Abstract
Since Kepler, Newton and Huygens in the seventeenth century, geodesy has been concerned with determining the figure, orientation and gravitational field of the Earth. With the beginning of the space age in 1957, a new branch of geodesy was created, satellite geodesy. Only with satellites did geodesy become truly global. Oceans were no longer obstacles and the Earth as a whole could be observed and measured in consistent series of measurements. Of particular interest is the determination of the spatial structures and finally the temporal changes of the Earth's gravitational field. The knowledge of the gravitational field represents the natural bridge to the study of the physics of the Earth's interior, the circulation of our oceans and, more recently, the climate. Today, key findings on climate change are derived from the temporal changes in the gravitational field: on ice mass loss in Greenland and Antarctica, sea level rise and generally on changes in the global water cycle. This has only become possible with dedicated gravity satellite missions opening a method known as satellite gravimetry.
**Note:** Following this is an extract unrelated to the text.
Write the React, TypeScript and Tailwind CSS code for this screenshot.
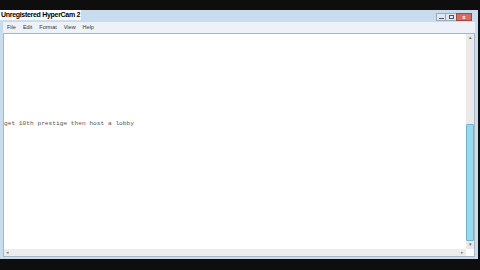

In the first forty years of space age, satellite gravimetry was based on the analysis of the orbital motion of satellites. Due to the uneven distribution of observatories over the globe, the initially inaccurate measuring methods and the inadequacies of the evaluation models, the reconstruction of global models of the Earth's gravitational field was a great challenge. The transition from passive satellites for gravity field determination to satellites equipped with special sensor technology, which was initiated in the last decade of the twentieth century, brought decisive progress. In the chronological sequence of the launch of such new satellites, the history, mission objectives and measuring principles of the missions CHAMP, GRACE and GOCE flown since 2000 are outlined and essential scientific results of the individual missions are highlighted. The special features of the GRACE Follow-On Mission, which was launched in 2018, and the plans for a next generation of gravity field missions are also discussed.
Highlights
Today, Helmert’s classical definition of geodesy (Helmert 1880) could perhaps be reformulated as follows: "Geodesy is the science of determining the geometric and gravimetric figure of the Earth and its orientation and how these properties change over time"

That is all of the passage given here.